Part of the recently-reviewed ‘Sharp Shorts’ package, Itch (2021) plays with ideas around faith, mental illness and temptation, and seemed like a project we wanted to explore a little more. Having recently reviewed the title, we were fortunate to next get the opportunity to speak to the director of Itch, Susannah Farrugia, and we’re grateful to her for taking the time to answer a few questions on the film. Please remember: you can see the film for yourself right now by heading to the Arrow streaming service.
Without further ado, onto the questions:
Warped Perspective/Keri: My first question has to be – what drew you towards a convent for this story? Why a convent, why nuns?
Susannah Farrugia: I come from Malta, which is a very Roman Catholic country; that is condensed within churches and convents, so it is a subject matter I am very familiar with and have always wanted to explore in film, especially since some of my favourite films are The Sound of Music (1965) and Black Narcissus (1947). The main reason was based on practicality and budget – choose a location where it would narratively make sense for the characters never to leave – and a convent offers that. Together with this, I am inspired by nunsploitation, and wanted to invert the tropes through a feminine, queer lens.
WP: Tell us about the decision to present your film in black and white. Was this always your intention? Were you influenced by anything in particular in this respect?
SF: I always imagined the film in black-and-white, inspired by the monochromatic hues of a nun’s habit. I have my own reading that it parallels Sister Jude’s binary black-and-white thinking of good and evil, heaven and hell, purity and filth. I considered colour and tested the material in colour, yet it did not seem comparable to what it looked like, and more importantly felt like, in black-and-white.
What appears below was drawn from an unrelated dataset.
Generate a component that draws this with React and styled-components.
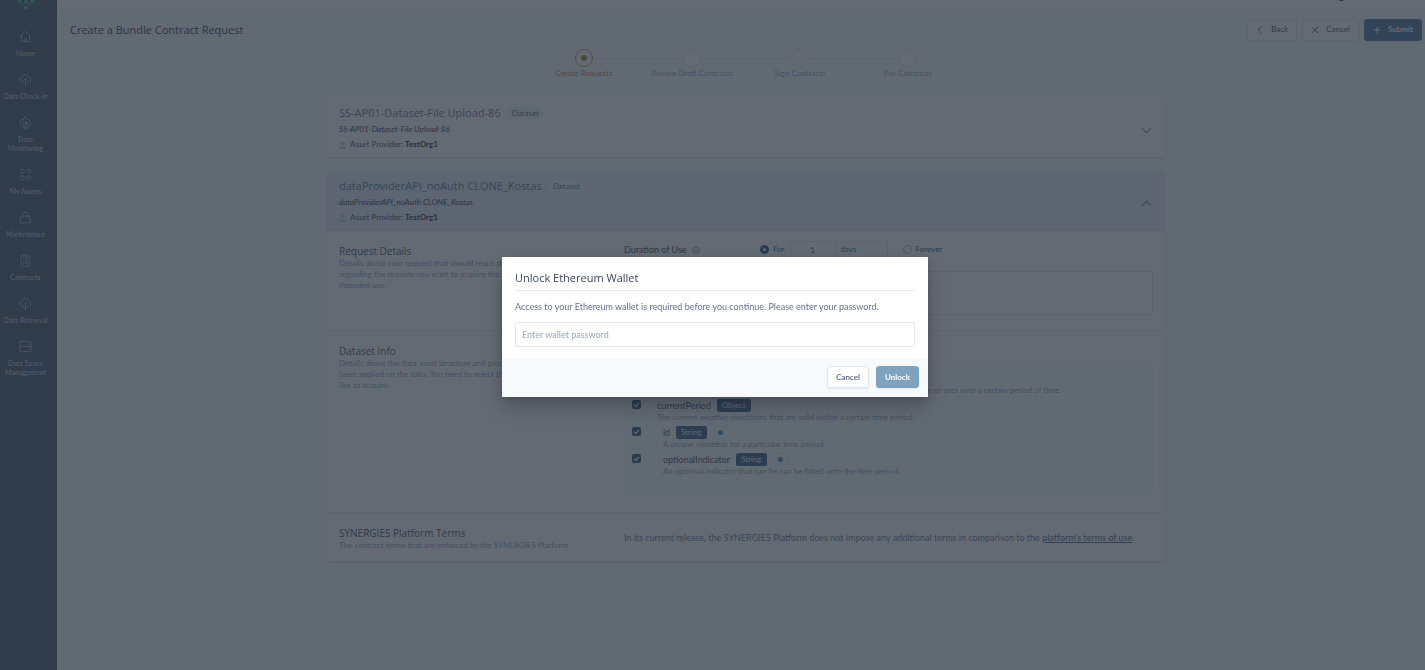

I would say another inspiration for my choice is body horror Tetsuo: The Iron Man (1989), which manages to heighten the horror by removing the colour of blood.
Another choice which interfolds with the colour is the film’s time. In some ways, I believe the film to take place inside a timeless era, where we are not exactly sure if what we are watching is in the 19th Century or modern-day, because all we know are the walls inside the convent where time moves extra slowly. Forever locked inside the life of a cloistered nun, time loses its meaning and the only way we can tell time is by how fast blood moves down her wrist.
WP: It is interesting that, in the film, Sister Jude is quite well aware of what is tormenting her: how important was that in creating her character, and her contested mindset?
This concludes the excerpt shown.